О боже мой! Ну а Вильбушевич-то и убийство Сергиенко сюда каким боком пришиты?! И почему именно Лешковский больше всех похож на худощавого «учителишку» из вагона?!

Я запуталась, я не могу сама решить такую задачку со многими неизвестными, мне нужна помощь, мне срочно нужна помощь умных людей!

Необходимо поскорей уйти отсюда. Под каким угодно предлогом! И немедленно отправиться к господину прокурору Птицыну или на худой конец – к начальнику следственной части. А лучше увидеться с ними обоими. И чтобы при этом еще и Хоботов присутствовал. Убираться надо как можно скорей! Пока Дарьюшка или Красильщиков не нашептали чего-нибудь о нас еще и Вильбушевичу!
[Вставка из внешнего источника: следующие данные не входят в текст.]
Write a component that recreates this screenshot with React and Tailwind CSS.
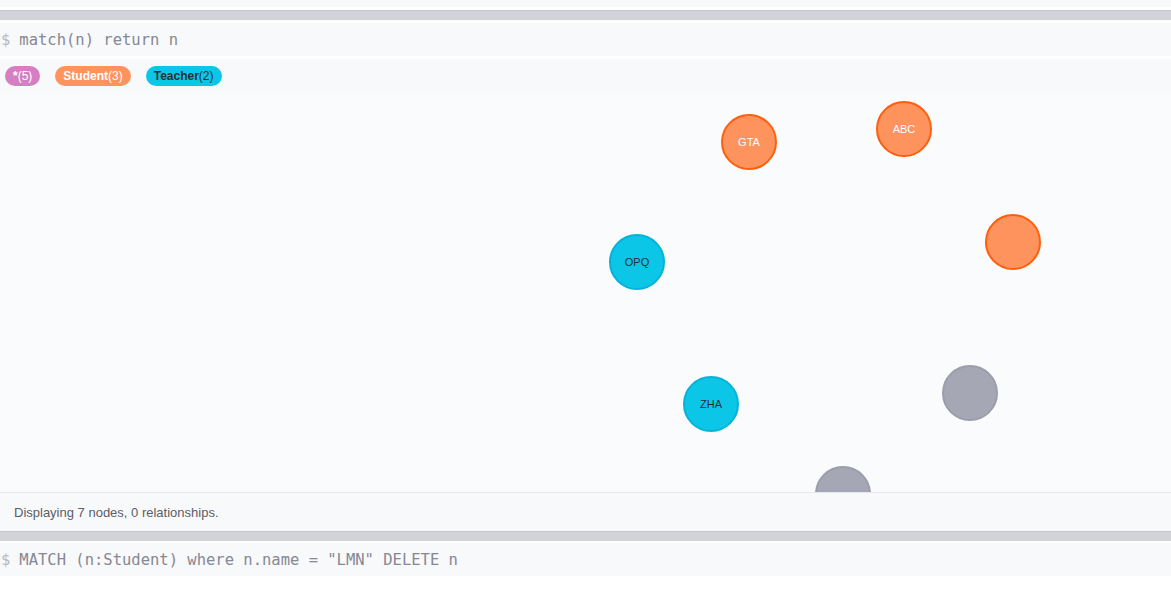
import React from 'react';

const nodes = [
  { x: 749, y: 50, label: 'GTA', type: 'student' },
  { x: 904, y: 37, label: 'ABC', type: 'student' },
  { x: 1013, y: 150, label: '', type: 'student' },
  { x: 637, y: 170, label: 'OPQ', type: 'teacher' },
  { x: 711, y: 312, label: 'ZHA', type: 'teacher' },
  { x: 970, y: 301, label: '', type: 'other' },
  { x: 843, y: 402, label: '', type: 'other' },
];

const styles = {
  student: { fill: '#fe935d', stroke: '#fd5f0d', text: '#ffffff' },
  teacher: { fill: '#0bc6e6', stroke: '#07b2d8', text: '#2a2c34' },
  other: { fill: '#a5a7b4', stroke: '#9b9dab', text: '#2a2c34' },
};

function Editor({ query }) {
  return (
    <div className="h-[33px] bg-[#f8f9fb] flex items-center pt-[2px] px-[1px] font-['DejaVu_Sans_Mono',monospace] text-[15.5px] text-[#868893]">
      <span className="text-[#b7b9c2] mr-[9px]">$</span>
      <span>{query}</span>
    </div>
  );
}

function Pill({ name, count, className }) {
  return (
    <span className={`h-[20px] rounded-full flex items-center text-[12px] ${className}`}>
      <span className="font-bold">{name}</span>
      <span>({count})</span>
    </span>
  );
}

export default function App() {
  return (
    <div className="w-[1171px] h-[589px] bg-white overflow-hidden font-['Liberation_Sans',Arial,sans-serif]">
      <div className="h-[7px] bg-[#f8f9fb]" />
      <div className="h-[3px]" />
      <div className="h-[10px] bg-[#d2d3d8] border-t border-[#c5c6cc]" />
      <div className="h-[3px]" />
      <Editor query="match(n) return n" />
      <div className="h-[3px]" />
      <div className="bg-[#fafbfc]">
        <div className="h-[33px] bg-[#f8f9fb] flex items-center gap-[15px] pl-[5px]">
          <Pill name="*" count={5} className="bg-[#d57fc2] text-white px-[8px]" />
          <Pill name="Student" count={3} className="bg-[#fe935d] text-white px-[8px]" />
          <Pill name="Teacher" count={2} className="bg-[#0bc6e6] text-[#2a2c34] px-[8px]" />
        </div>
        <svg width="1171" height="400" className="block">
          {nodes.map((n, i) => {
            const s = styles[n.type];
            return (
              <g key={i}>
                <circle cx={n.x} cy={n.y} r="27" fill={s.fill} stroke={s.stroke} strokeWidth="2" />
                {n.label && (
                  <text
                    x={n.x}
                    y={n.y + 4}
                    textAnchor="middle"
                    fontSize="11"
                    fontFamily="Liberation Sans, Arial, sans-serif"
                    fill={s.text}
                  >
                    {n.label}
                  </text>
                )}
              </g>
            );
          })}
        </svg>
      </div>
      <div className="h-[39px] bg-[#f8f9fb] border-t border-[#e6e7ec] flex items-center pt-[2px] pl-[14px] text-[13px] text-[#5b5d66]">
        Displaying 7 nodes, 0 relationships.
      </div>
      <div className="h-[10px] bg-[#d2d3d8] border-t border-[#c5c6cc]" />
      <div className="h-[2px]" />
      <Editor query={'MATCH (n:Student) where n.name = "LMN" DELETE n'} />
    </div>
  );
}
А Смольников болтает с этим мрачным доктором-убийцей, с хитрым и опасным Красильщиковым, будто с лучшими друзьями. И не смотрит на меня, и не замечает моих отчаянных взглядов.
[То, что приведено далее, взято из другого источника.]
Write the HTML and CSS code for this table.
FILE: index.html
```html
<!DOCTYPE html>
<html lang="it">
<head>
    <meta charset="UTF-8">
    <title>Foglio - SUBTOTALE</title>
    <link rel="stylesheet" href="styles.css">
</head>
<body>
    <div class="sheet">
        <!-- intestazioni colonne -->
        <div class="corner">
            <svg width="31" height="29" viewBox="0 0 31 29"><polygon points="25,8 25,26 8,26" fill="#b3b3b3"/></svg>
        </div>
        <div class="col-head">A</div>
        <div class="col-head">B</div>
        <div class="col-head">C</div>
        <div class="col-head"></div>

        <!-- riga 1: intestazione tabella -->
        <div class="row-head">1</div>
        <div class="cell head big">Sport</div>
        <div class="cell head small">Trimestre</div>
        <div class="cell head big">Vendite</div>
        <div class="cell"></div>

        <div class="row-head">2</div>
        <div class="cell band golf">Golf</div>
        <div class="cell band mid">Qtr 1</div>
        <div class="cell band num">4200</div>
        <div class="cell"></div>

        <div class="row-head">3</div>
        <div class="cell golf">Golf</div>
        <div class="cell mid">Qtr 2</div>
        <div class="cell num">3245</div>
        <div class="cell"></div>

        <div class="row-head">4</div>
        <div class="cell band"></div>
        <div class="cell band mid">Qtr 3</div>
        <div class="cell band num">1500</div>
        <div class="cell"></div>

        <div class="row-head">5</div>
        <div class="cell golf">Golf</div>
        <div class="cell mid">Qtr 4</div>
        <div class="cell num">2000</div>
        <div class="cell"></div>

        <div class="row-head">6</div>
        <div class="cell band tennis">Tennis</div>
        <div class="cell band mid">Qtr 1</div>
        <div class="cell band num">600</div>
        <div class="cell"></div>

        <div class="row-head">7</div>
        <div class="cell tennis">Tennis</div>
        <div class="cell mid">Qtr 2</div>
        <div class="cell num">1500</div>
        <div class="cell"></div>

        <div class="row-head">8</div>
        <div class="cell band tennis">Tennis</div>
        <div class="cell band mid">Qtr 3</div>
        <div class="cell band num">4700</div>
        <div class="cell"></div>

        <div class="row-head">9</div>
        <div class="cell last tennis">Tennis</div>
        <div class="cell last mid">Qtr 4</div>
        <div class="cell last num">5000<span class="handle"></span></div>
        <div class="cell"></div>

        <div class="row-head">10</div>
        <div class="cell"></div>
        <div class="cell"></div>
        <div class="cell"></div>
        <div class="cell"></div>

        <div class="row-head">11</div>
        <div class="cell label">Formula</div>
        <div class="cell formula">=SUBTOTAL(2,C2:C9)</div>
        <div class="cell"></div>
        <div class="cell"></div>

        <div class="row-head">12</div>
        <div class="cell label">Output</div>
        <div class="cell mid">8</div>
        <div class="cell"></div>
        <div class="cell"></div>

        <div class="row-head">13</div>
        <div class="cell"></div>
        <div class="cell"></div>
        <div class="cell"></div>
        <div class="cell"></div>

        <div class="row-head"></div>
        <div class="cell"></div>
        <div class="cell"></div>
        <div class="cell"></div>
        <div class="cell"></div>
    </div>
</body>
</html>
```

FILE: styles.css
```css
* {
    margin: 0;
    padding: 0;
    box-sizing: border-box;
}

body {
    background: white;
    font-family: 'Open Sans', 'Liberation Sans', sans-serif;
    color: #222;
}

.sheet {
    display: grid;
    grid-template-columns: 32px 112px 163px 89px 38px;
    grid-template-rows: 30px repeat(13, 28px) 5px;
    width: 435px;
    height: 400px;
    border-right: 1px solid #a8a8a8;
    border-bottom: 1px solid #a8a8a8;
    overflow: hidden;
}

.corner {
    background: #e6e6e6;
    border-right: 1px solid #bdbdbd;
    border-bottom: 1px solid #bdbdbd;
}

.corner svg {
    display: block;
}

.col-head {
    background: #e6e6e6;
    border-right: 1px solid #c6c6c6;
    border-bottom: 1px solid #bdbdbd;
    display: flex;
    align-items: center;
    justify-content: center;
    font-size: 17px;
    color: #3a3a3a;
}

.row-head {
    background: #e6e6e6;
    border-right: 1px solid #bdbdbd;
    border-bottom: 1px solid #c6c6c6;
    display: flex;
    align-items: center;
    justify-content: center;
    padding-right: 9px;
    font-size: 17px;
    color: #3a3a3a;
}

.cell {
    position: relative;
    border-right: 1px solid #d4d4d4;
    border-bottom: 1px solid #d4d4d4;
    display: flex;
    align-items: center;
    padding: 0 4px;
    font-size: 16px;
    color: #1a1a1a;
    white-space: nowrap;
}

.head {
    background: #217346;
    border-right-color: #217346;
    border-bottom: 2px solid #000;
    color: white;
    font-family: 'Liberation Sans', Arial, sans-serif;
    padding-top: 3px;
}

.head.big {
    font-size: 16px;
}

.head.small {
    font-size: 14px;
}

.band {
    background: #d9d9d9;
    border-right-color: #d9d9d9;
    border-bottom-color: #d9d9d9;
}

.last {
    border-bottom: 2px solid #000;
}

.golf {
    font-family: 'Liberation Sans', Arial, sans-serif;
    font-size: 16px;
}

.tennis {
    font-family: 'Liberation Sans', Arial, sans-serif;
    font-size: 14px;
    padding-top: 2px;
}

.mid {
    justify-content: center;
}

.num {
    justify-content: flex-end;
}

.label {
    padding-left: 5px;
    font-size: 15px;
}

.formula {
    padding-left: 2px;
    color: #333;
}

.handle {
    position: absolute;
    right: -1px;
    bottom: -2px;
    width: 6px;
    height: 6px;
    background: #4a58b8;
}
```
Как бы привлечь его внимание? Может быть, обморок изобразить? Смольникову ничего не останется, как броситься к «невесте», и тут я ему дам знать, что мы в опасности.

А вдруг меня, «лишившуюся чувств», поручат заботам доктора Вильбушевича?
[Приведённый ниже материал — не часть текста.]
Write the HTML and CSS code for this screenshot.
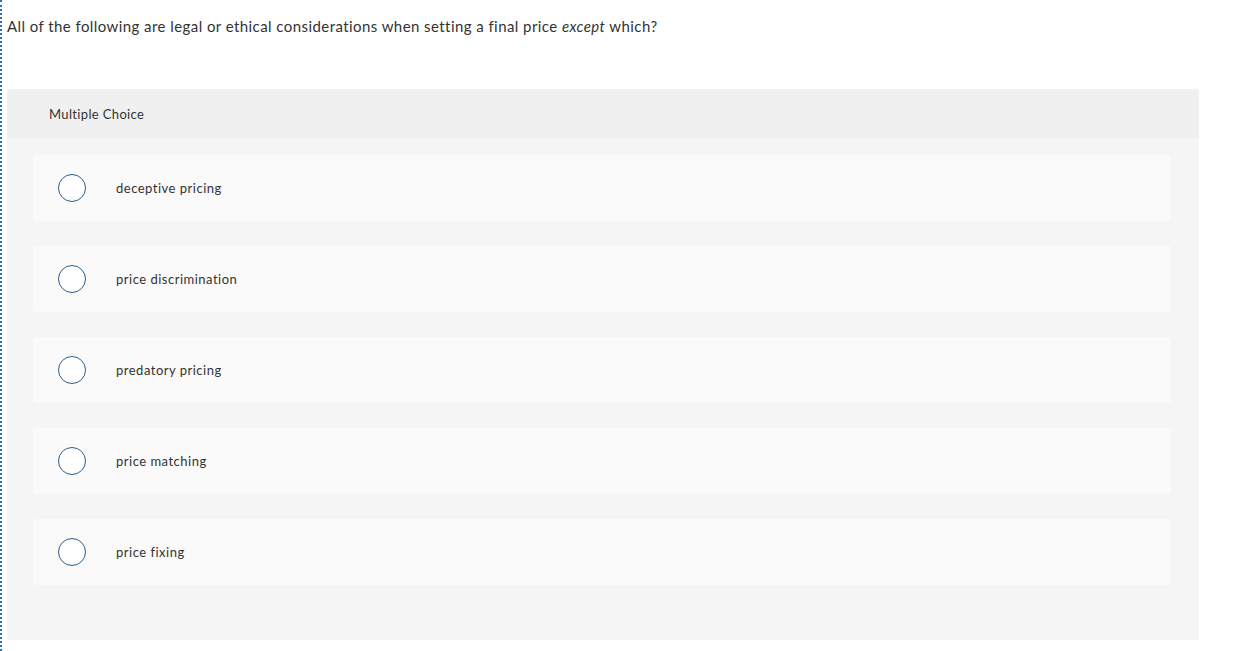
FILE: index.html
```html
<!DOCTYPE html>
<html lang="en">
<head>
<meta charset="utf-8">
<title>Multiple Choice</title>
<link rel="stylesheet" href="styles.css">
</head>
<body>
<div class="page">
  <p class="question">All of the following are legal or ethical considerations when setting a final price <em>except</em> which?</p>
  <div class="card">
    <div class="card-head">Multiple Choice</div>
    <div class="card-body">
      <label class="option"><span class="radio"></span><span class="label">deceptive pricing</span></label>
      <label class="option"><span class="radio"></span><span class="label">price discrimination</span></label>
      <label class="option"><span class="radio"></span><span class="label">predatory pricing</span></label>
      <label class="option"><span class="radio"></span><span class="label">price matching</span></label>
      <label class="option"><span class="radio"></span><span class="label">price fixing</span></label>
    </div>
  </div>
</div>
</body>
</html>
```

FILE: styles.css
```css
html, body {
  margin: 0;
  padding: 0;
  background: #fff;
}
body {
  font-family: Lato, "Open Sans", "Liberation Sans", sans-serif;
  font-variant-ligatures: none;
  color: #333;
}
.page {
  border-left: 2px dotted #2f6fbd;
  min-height: 651px;
  box-sizing: border-box;
  padding: 17px 37px 11px 5px;
}
.question {
  margin: 0 0 54px 0;
  font-size: 15px;
  line-height: 18px;
  letter-spacing: 0.43px;
  color: #333;
}
.question em {
  font-style: italic;
}
.card {
  background: #f5f5f5;
  border-radius: 3px;
  overflow: hidden;
}
.card-head {
  background: #f0f0f0;
  height: 50px;
  display: flex;
  align-items: center;
  padding-left: 42px;
  font-size: 13px;
  letter-spacing: 0.35px;
  color: #333;
}
.card-body {
  display: flex;
  flex-direction: column;
  gap: 25px;
  padding: 16px 28px 55px 26px;
}
.option {
  display: flex;
  align-items: center;
  height: 66px;
  background: #fafafa;
  border-radius: 3px;
  padding-left: 25px;
  font-size: 13px;
  letter-spacing: 0.5px;
  color: #333;
}
.radio {
  width: 28px;
  height: 28px;
  box-sizing: border-box;
  border: 1.5px solid #2b5c8c;
  border-radius: 50%;
  background: #fff;
  flex: none;
  margin-right: 30px;
}
```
Господи, спаси и помилуй – оказаться пациенткой такого врача! Сие для здоровья не полезно! Тут-то как раз и лишишься не то что чувств, но и самой жизни!

Мои напряженные мысли прервал дверной звонок.

Так… новый гость к Лалле? Я почувствовала, что заранее начала дрожать мелкой дрожью. Кто это может быть? Я ждала теперь только самого плохого. Явление загадочного Лешковского, словно статуи Командора, вообразилось мне… Или, к примеру, Луиза Вильбушевич вдруг возникнет на пороге. А что? Все возможно!

Однако в холл вошла Дарьюшка. Мещанка Дарья Гаврилова! Она показалась мне какой-то очень бледной, и сердце мое застучало еще тревожней.

– Ваша благородие, там за вами приехали, кучер с пролеткою да с запиской. Говорит, что от вашего приятеля Симеона Симеоновича, со срочным сообщением.

Смольников вскидывает брови. Вид у него самый недоумевающий. Но тут же лицо становится озабоченным.

– Кажется, нам с Елизаветой Васильевной придется уехать, господа, – говорит он с явным сожалением. – У меня, видите ли, тетушка при смерти, а поскольку я являюсь ее единственным наследником, сами понимаете, с каким вниманием я слежу за ее состоянием! Симеон – мой приятель, доктор, который ее пользует, и уж коли он прислал за мною кучера, стало быть, появились какие-то новости о любимой тетушке Минни.

Моя первоначальная досада тем, что Смольников назвал меня по имени-отчеству (мог бы невесту назвать, к примеру, Лизонькой!), и явное презрение к его меркантильной зависимости от какой-то тетушки немедленно лопнули, как мыльные пузырики. Как же я сразу не поняла этого прозрачнейшего намека! Симеон Симеонович! Да ведь это имя-отчество городского прокурора! А «тетушка Минни», о которой появились какие-то новости? Минни! Минск! Пришли срочные и важные известия из Минска – настолько важные, что требуется немедленное наше со Смольниковым присутствие. Однако быстро работает телеграф, истинное чудо техники! Видимо, Смольников заранее обговорил с Птицыным такой вариант развития событий. И правильно сделал! Его предусмотрительность оказалась как нельзя более кстати! Теперь мы можем убраться отсюда под самым приличным предлогом.